Let’s consider exactly what Isaiah 7:1-16 actually says in context:


In the days of king Ahaz the Lord said to Isaiah, “Go forth to meet Ahaz, and say to him, ‘Take heed, be quiet, do not fear, and do not let your heart be faint because Syria, with Ephraim, has devised evil against you saying, ‘Let us go up against Judah and let us conquer it.’” Thus says the Lord God: “Within sixty-five years Ephraim will be broken to pieces so that it will no longer be a people."

.…

 “The Lord himself will give you a sign. Behold, a maiden (almah not betulah) shall conceive and bear a son, and shall call his name Immanuel. Before the child knows how to refuse the evil and choose the good, the land before whose two kings you are in dread will be deserted.” 

The context for the prophecy in Isaiah tells us that before a son born of a “young woman” (not a virgin) “is old enough to know how to choose between right and wrong the countries of two kings (i.e., Syria and Samaria) will be destroyed” (7:15-16). The prophecy was actually fulfilled in Isaiah 8:3 with the birth of his son Maher-shalal-hash-baz. 

Robert Miller comments:


“The imminent birth of the baby is the point. The birth is coming soon enough to be a sign for King Ahaz that God will protect the throne of David during the current military crisis. The birth of which Isaiah speaks can be a sign for Ahaz only if it is imminent. Isaiah could not possibly have intended to predict the birth of Jesus, for the obvious reason that a birth over seven hundred years in Isaiah’s future could not be a sign to Ahaz.”[[38]] 

Miller goes on to say,


“Even if we take the Greek translation parthenos to refer to ‘virgin,’ it means only that a woman who is now a virgin will become pregnant. No miracle is intended. Every woman who gets pregnant was once a virgin.

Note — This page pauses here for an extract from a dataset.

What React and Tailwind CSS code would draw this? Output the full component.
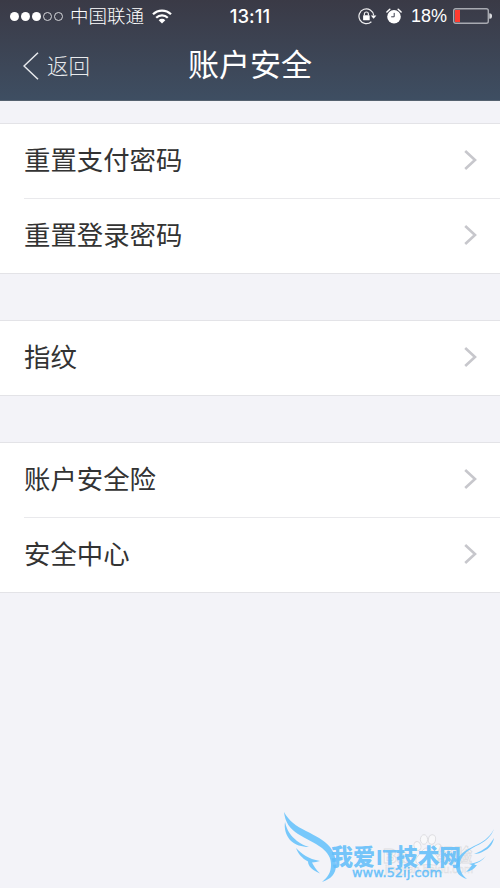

In both the Hebrew and Greek, the divine sign is the timing of the conception, not its manner.”[[39]] 

About this alleged virgin birth prophecy an apologist named Garrett Kell clearly places blind faith above reason. He says Matthew’s virgin birth interpretation is correct because it is inspired by the same God who inspired Isaiah 7, despite the fact they are irreconcilable.

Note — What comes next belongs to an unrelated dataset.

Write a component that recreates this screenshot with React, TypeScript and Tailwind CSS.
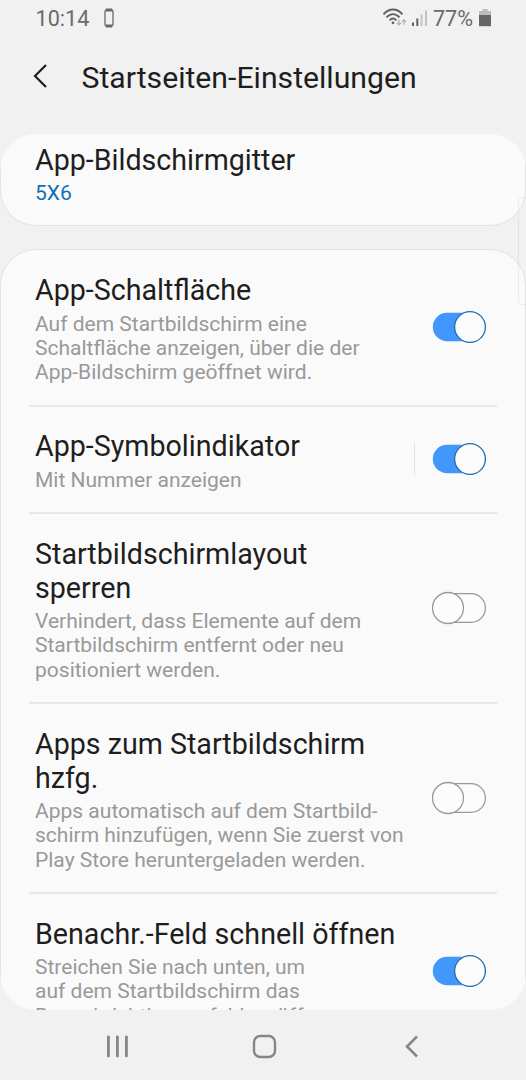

“Matthew is telling us that Isaiah, whether he knew it or not, was speaking of the Messiah—and that his prophecy is fulfilled and realized in the miraculous conception of Jesus. We can trust Matthew’s interpretation of Isaiah 7 because his writings are inspired by the same Spirit who inspired Isaiah’s prophecy.”[[40] 

In the book The Case for the Real Jesus, Lee Strobel interviewed Dr. Michael Brown, an evangelical expert on Messianic prophecy. Here is the crucial conclusion of Brown on this prophecy from Isaiah to Matthew:

                    “Lee Strobel: Did Matthew misinterpret this?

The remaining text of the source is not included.